Chapter 5 considers how sexuality is linked to materiality but is also interpreted, represented, performed and lived in ways that involve the discursive. The chapter explores the interrelated aspects of sexuality, orientation, and gender identification in YA literature. It reviews the work of children’s literature scholars on queerness and sexuality (e.g. Kerry Mallan; Lydia Kokkola; Michelle Ann Abate & Kenneth Kidd; Amy Pattee) and feminist and queer theorists (Judith Butler; Eve Kosofsky Sedgwick; and Michael Warner).

Finally, chapter 6 posits that a feminist ethics of care (Nell Noddings) argues that identity formation occurs within a matrix of human interactions, the environment, and the material. From this starting point, the chapter analyses the rhetorics of caring and cooperation both in feminist intersections with Disability Studies (Rosemarie Garland-Thompson) and with narrative theory and reader response in a selection of YA fiction. Chapter draws on work of children’s literature scholars: Lissa Paul; Holly Blackford; Kerry Mallan, and Sara K. Day.

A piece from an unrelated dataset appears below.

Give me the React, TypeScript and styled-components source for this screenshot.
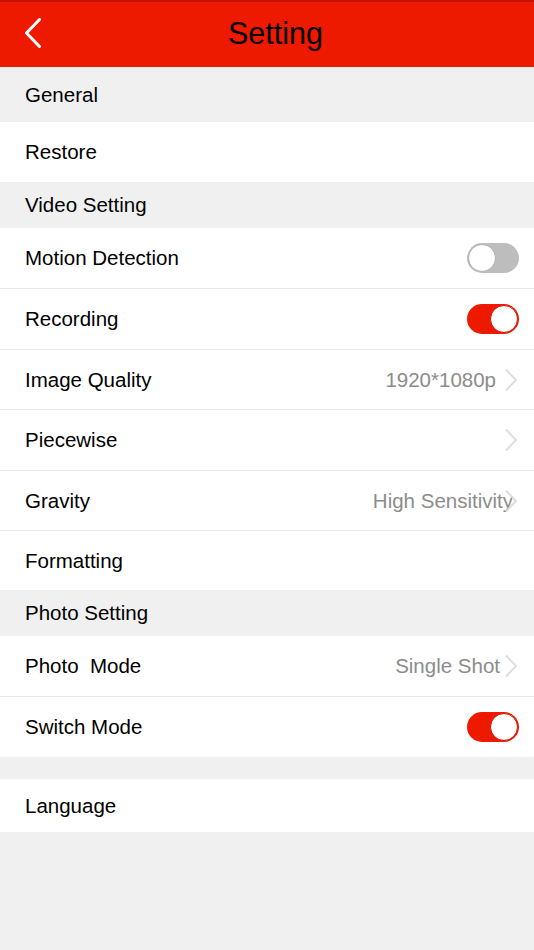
import React from "react";
import styled, { createGlobalStyle } from "styled-components";

const Global = createGlobalStyle`
  html, body { margin: 0; padding: 0; background: #f0f0f0; }
  body { font-family: "Liberation Sans", Arial, sans-serif; }
  * { box-sizing: border-box; }
`;

const Page = styled.div`
  width: 534px;
  min-height: 950px;
  background: #f0f0f0;
  display: flex;
  flex-direction: column;
`;

const Header = styled.header`
  height: 67px;
  background: #ee1a00;
  border-top: 2px solid #c01400;
  padding-bottom: 3px;
  display: grid;
  grid-template-columns: 60px 1fr 60px;
  align-items: center;
`;

const BackButton = styled.button`
  background: none;
  border: none;
  padding: 0 0 0 24px;
  height: 100%;
  display: flex;
  align-items: center;
  cursor: pointer;
`;

const Title = styled.h1`
  margin: 0 0 0 17px;
  text-align: center;
  font-size: 30.5px;
  font-weight: 400;
  color: #000;
  line-height: 1;
`;

const SectionHeader = styled.div<{ $h: number }>`
  height: ${(p) => p.$h}px;
  background: #f0f0f0;
  display: flex;
  align-items: center;
  padding-left: 25px;
  font-size: 20.5px;
  color: #000;
`;

const Row = styled.div<{ $h: number; $divider?: boolean }>`
  position: relative;
  height: ${(p) => p.$h}px;
  background: #fff;
  display: flex;
  align-items: center;
  padding: 0 15px 0 25px;
  border-bottom: ${(p) => (p.$divider ? "1px solid #e9e9e9" : "none")};
`;

const Label = styled.span`
  flex: 1;
  font-size: 20.5px;
  color: #000;
  white-space: pre;
`;

const Value = styled.span<{ $mr: number }>`
  font-size: 20.5px;
  color: #8c8c8c;
  margin-right: ${(p) => p.$mr}px;
`;

const Chevron = styled.svg`
  position: absolute;
  right: 16px;
  top: 50%;
  transform: translateY(-50%);
`;

const Toggle = styled.div<{ $on: boolean }>`
  width: 52px;
  height: 30px;
  border-radius: 15px;
  background: ${(p) => (p.$on ? "#ee1a00" : "#bdbdbd")};
  position: relative;
`;

const Knob = styled.div<{ $on: boolean }>`
  position: absolute;
  top: 1px;
  left: ${(p) => (p.$on ? "23px" : "1px")};
  width: 28px;
  height: 28px;
  border-radius: 50%;
  background: #fff;
  border: 1px solid ${(p) => (p.$on ? "#d01500" : "#b0b0b0")};
`;

const Gap = styled.div<{ $h: number }>`
  height: ${(p) => p.$h}px;
`;

const ChevronIcon = () => (
  <Chevron width="14" height="24" viewBox="0 0 14 24">
    <path d="M2 1.5 L12 12 L2 22.5" fill="none" stroke="#dedede" strokeWidth="2" />
  </Chevron>
);

const Switch = ({ on }: { on: boolean }) => (
  <Toggle $on={on}>
    <Knob $on={on} />
  </Toggle>
);

export default function App() {
  return (
    <Page>
      <Global />
      <Header>
        <BackButton aria-label="back">
          <svg width="18" height="30" viewBox="0 0 18 30">
            <path d="M15.5 1.5 L2.5 15 L15.5 28.5" fill="none" stroke="#fff" strokeWidth="3" strokeLinecap="round" strokeLinejoin="round" />
          </svg>
        </BackButton>
        <Title>Setting</Title>
        <div />
      </Header>

      <SectionHeader $h={55}>General</SectionHeader>
      <Row $h={60}>
        <Label>Restore</Label>
      </Row>

      <SectionHeader $h={46}>Video Setting</SectionHeader>
      <Row $h={61} $divider>
        <Label>Motion Detection</Label>
        <Switch on={false} />
      </Row>
      <Row $h={61} $divider>
        <Label>Recording</Label>
        <Switch on={true} />
      </Row>
      <Row $h={60} $divider>
        <Label>Image Quality</Label>
        <Value $mr={23}>1920*1080p</Value>
        <ChevronIcon />
      </Row>
      <Row $h={61} $divider>
        <Label>Piecewise</Label>
        <ChevronIcon />
      </Row>
      <Row $h={60} $divider>
        <Label>Gravity</Label>
        <Value $mr={6}>High Sensitivity</Value>
        <ChevronIcon />
      </Row>
      <Row $h={59}>
        <Label>Formatting</Label>
      </Row>

      <SectionHeader $h={46}>Photo Setting</SectionHeader>
      <Row $h={61} $divider>
        <Label>Photo  Mode</Label>
        <Value $mr={19}>Single Shot</Value>
        <ChevronIcon />
      </Row>
      <Row $h={60}>
        <Label>Switch Mode</Label>
        <Switch on={true} />
      </Row>

      <Gap $h={22} />
      <Row $h={53}>
        <Label>Language</Label>
      </Row>
    </Page>
  );
}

One of the most significant achievements of Twenty-First-Century Feminisms in Children’s and Adolescent Literature lies in showing the value of multiple perspectives by attending to the discursive, ontological and material aspects of textual representations of gender. Trites deftly demonstrates the usefulness of a material feminist critique through close reading of selected texts that engage with twenty-first century feminist concerns regarding female empowerment amidst growing social, economic, technological and environmental challenges. It is disappointing that the range of fiction is restricted largely to North American examples and does not include picture books. Despite this limitation, the book provides both students and experienced scholars with accessible accounts of how children’s literature engages with critical issues and concerns that impact the lives of young people. It also offers a springboard for further research into how material feminism can be a helpful means for the reconceptualization of nature with respect to the material, discursive, human, nonhuman, corporeal, and technological.

Kerry Mallan, Queensland University of Technology, Australia, 18.09.